ORDERED that the order, insofar as appealed from, is modified by providing that the branch of defendant's motion seeking to compel plaintiff to respond to defendant's supplemental discovery demands is denied; as so modified, the order, insofar as appealed from, is affirmed, without costs.

In this action by a provider to recover assigned first-party no-fault benefits, plaintiff appeals from so much of an order as granted the branch of defendant's motion seeking to vacate a notice of trial and granted the branch of defendant's motion seeking to compel plaintiff to respond to defendant's supplemental discovery demands to the extent of directing plaintiff to provide "corporate tax returns for 2002, 2003 and 2004 as well as the lease agreement where services were allegedly provided and any management agreements as well as 1099's, W2s and K1s for payment to Vladimir Grinberg."

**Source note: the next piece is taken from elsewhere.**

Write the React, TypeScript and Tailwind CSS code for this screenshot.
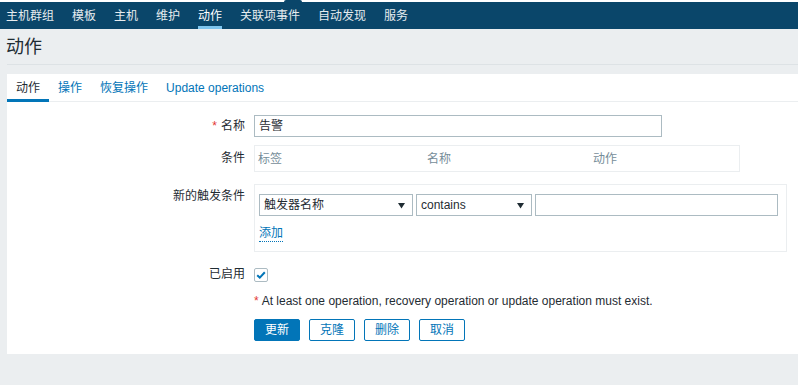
import React from "react";

const FONT = "font-['Liberation_Sans','Noto_Sans_CJK_SC',sans-serif]";

const navItems = ["主机群组", "模板", "主机", "维护", "动作", "关联项事件", "自动发现", "服务"];
const tabs = ["动作", "操作", "恢复操作", "Update operations"];

function Caret() {
  return (
    <svg width="7" height="7" viewBox="0 0 7 7" className="shrink-0">
      <path d="M0 1 L7 1 L3.5 6.5 Z" fill="#1f2c33" />
    </svg>
  );
}

function Select({ value, width }: { value: string; width: string }) {
  return (
    <div
      className={`${width} h-[22px] border border-[#acbbc2] bg-white flex items-center justify-between pl-[4px] pr-[7px] text-[12px] text-[#1f2c33] leading-[14px]`}
    >
      <span>{value}</span>
      <Caret />
    </div>
  );
}

function Row({
  label,
  required,
  children,
  labelClass = "pt-[4px]",
}: {
  label: string;
  required?: boolean;
  children: React.ReactNode;
  labelClass?: string;
}) {
  return (
    <div className="flex">
      <div className={`w-[238px] shrink-0 text-right text-[12px] leading-[14px] text-[#1f2c33] ${labelClass}`}>
        {required && <span className="text-[#e33734] mr-[4px]">*</span>}
        {label}
      </div>
      <div className="ml-[9px]">{children}</div>
    </div>
  );
}

export default function App() {
  return (
    <div className={`${FONT} w-full min-h-[385px] bg-[#ebeef0] text-[#1f2c33]`}>
      {/* top strip */}
      <div className="relative h-[2px] bg-white">
        <div className="absolute left-[284px] top-0 w-[18px] h-[2px] rounded-t-full bg-[#0a466a]" />
      </div>

      {/* main nav */}
      <nav className="h-[27px] bg-[#0a466a] flex pl-[6px] gap-[18px]">
        {navItems.map((n) => {
          const active = n === "动作";
          return (
            <div key={n} className="relative flex items-center h-full">
              <span className={`text-[12px] leading-[14px] ${active ? "text-white" : "text-[#e6ecef]"}`}>{n}</span>
              {active && <div className="absolute left-0 right-0 bottom-0 h-[3px] bg-[#7ec5ee]" />}
            </div>
          );
        })}
      </nav>

      <div className="pl-[7px]">
        {/* page title */}
        <div className="h-[36px] border-b border-[#dde2e5] flex items-center">
          <h1 className="text-[18px] leading-[20px] font-normal -ml-[1px]">动作</h1>
        </div>

        {/* card */}
        <div className="mt-[9px] bg-white pb-[13px]">
          <div className="flex h-[28px] border-b border-[#ebeef0]">
            {tabs.map((t, i) => (
              <div key={t} className="relative flex items-center px-[9px] h-full">
                <span className={`text-[12px] leading-[14px] ${i === 0 ? "text-[#1f2c33]" : "text-[#0275b8]"}`}>{t}</span>
                {i === 0 && <div className="absolute left-0 right-0 -bottom-[1px] h-[3px] bg-[#0275b8]" />}
              </div>
            ))}
          </div>

          <div className="pt-[13px] flex flex-col">
            <Row label="名称" required>
              <div className="w-[408px] h-[22px] border border-[#acbbc2] flex items-center pl-[4px] text-[12px] leading-[14px]">
                告警
              </div>
            </Row>

            <div className="mt-[8px]">
              <Row label="条件" labelClass="pt-[6px]">
                <div className="w-[486px] h-[27px] border border-[#ebeef0] grid grid-cols-[169px_166px_1fr] items-center text-[12px] leading-[14px] text-[#768d99]">
                  <span className="pl-[3px]">标签</span>
                  <span className="pl-[3px]">名称</span>
                  <span className="pl-[3px]">动作</span>
                </div>
              </Row>
            </div>

            <div className="mt-[12px]">
              <Row label="新的触发条件" labelClass="pt-[5px]">
                <div className="w-[533px] h-[68px] border border-[#ebeef0] pt-[9px] pl-[4px] pr-[8px]">
                  <div className="flex gap-[3px]">
                    <Select value="触发器名称" width="w-[154px]" />
                    <Select value="contains" width="w-[116px]" />
                    <div className="flex-1 h-[22px] border border-[#acbbc2] bg-white" />
                  </div>
                  <div className="mt-[10px] flex">
                    <span className="text-[12px] leading-[14px] text-[#0275b8] border-b border-dotted border-[#0275b8] pb-[1px]">
                      添加
                    </span>
                  </div>
                </div>
              </Row>
            </div>

            <div className="mt-[15px]">
              <Row label="已启用" labelClass="pt-[0px]">
                <div className="w-[14px] h-[14px] mt-[1px] border border-[#acbbc2] rounded-[2px] bg-white flex items-center justify-center">
                  <svg width="10" height="8" viewBox="0 0 10 8">
                    <path d="M1.2 4.2 L3.8 6.6 L8.8 1.2" fill="none" stroke="#0275b8" strokeWidth="2" />
                  </svg>
                </div>
              </Row>
            </div>

            <div className="mt-[12px] ml-[247px] text-[12px] leading-[14px]">
              <span className="text-[#e33734] mr-[3px]">*</span>
              At least one operation, recovery operation or update operation must exist.
            </div>

            <div className="mt-[11px] ml-[247px] flex gap-[9px]">
              <button className="h-[22px] px-[10px] rounded-[2px] border border-[#0275b8] bg-[#0275b8] text-white text-[12px] leading-[14px]">
                更新
              </button>
              {["克隆", "删除", "取消"].map((b) => (
                <button
                  key={b}
                  className="h-[22px] px-[10px] rounded-[2px] border border-[#0275b8] bg-white text-[#0275b8] text-[12px] leading-[14px]"
                >
                  {b}
                </button>
              ))}
            </div>
          </div>
        </div>
      </div>
    </div>
  );
}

In January 2007, defendant served plaintiff with a demand for verified interrogatories, a notice for discovery and inspection, and a notice for an examination before trial of all adverse parties. None of these discovery demands sought production of documents pertaining to a defense that plaintiff is ineligible to recover no-fault benefits because plaintiff is a professional service corporation which fails to comply with applicable state or local licensing laws (State Farm Mut. Auto. Ins. Co. v Malella, 4 NY3d 313 [2005]). In December 2008, plaintiff filed a notice of trial and certificate of readiness. Defendant timely moved for, among other things, vacatur of the notice of trial and summary judgment dismissing the complaint or, in the alternative, an order compelling plaintiff to respond to its discovery demands. Annexed to defendant's motion papers were supplemental combined demands seeking, among other things, management and lease agreements, corporate tax records, as well as "W2's and/or any other documentation to establish that each person who provided services claimed by plaintiff for the subject assignor(s) is an actual employee of plaintiff."

Because the notice of trial and certificate of readiness filed by plaintiff contained the erroneous statement that discovery had been completed, the Civil Court properly granted the branch of defendant's motion seeking to vacate the notice of trial and strike the matter from the trial calendar (see Citywide Social Work & Psychological Servs., PLLC v Autoone Ins. Co., 32 Misc 3d 130[A], 2011 NY Slip Op 51308[U] [App Term, 2d, 11th & 13th Jud Dists 2011]; Allstate Social Work & Psychological Svcs., PLLC v GEICO Gen. Ins. Co., 29 Misc 3d 142[A], 2010 NY Slip Op 52162[U] [App Term, 2d, 11th & 13th Jud Dists 2010]).

Although defendant set forth detailed and specific reasons for its belief that plaintiff may be ineligible to recover no-fault benefits because plaintiff is a professional service corporation which fails to comply with applicable state or local licensing laws, a defense which is not precluded (see Multiquest, P.L.L.C. v Allstate Ins. Co., 17 Misc 3d 37 [App Term, 2d & 11th Jud Dists 2007]), defendant's original discovery demands did not seek production of documents pertaining to such a defense. Consequently, the branch of defendant's motion seeking to compel plaintiff to respond to defendant's supplemental discovery demands was premature and should not have been granted (see CPLR 3120 [2]; 3124), as plaintiff had not had an opportunity to respond to the supplemental demands (see Jones v LeFrance Leasing L.P., 81 AD3d 900 [2011]). Plaintiff's remaining contentions either lack merit or are not properly before the court as they are raised for the first time on appeal (see Joe v Upper Room Ministries, Inc., 88 AD3d 963 [2011]).

Accordingly, the order, insofar as appealed from, is modified by providing that the branch of defendant's motion seeking to compel plaintiff to respond to defendant's supplemental discovery demands is denied as premature.

Pesce, P.J., Golia and Steinhardt, JJ., concur.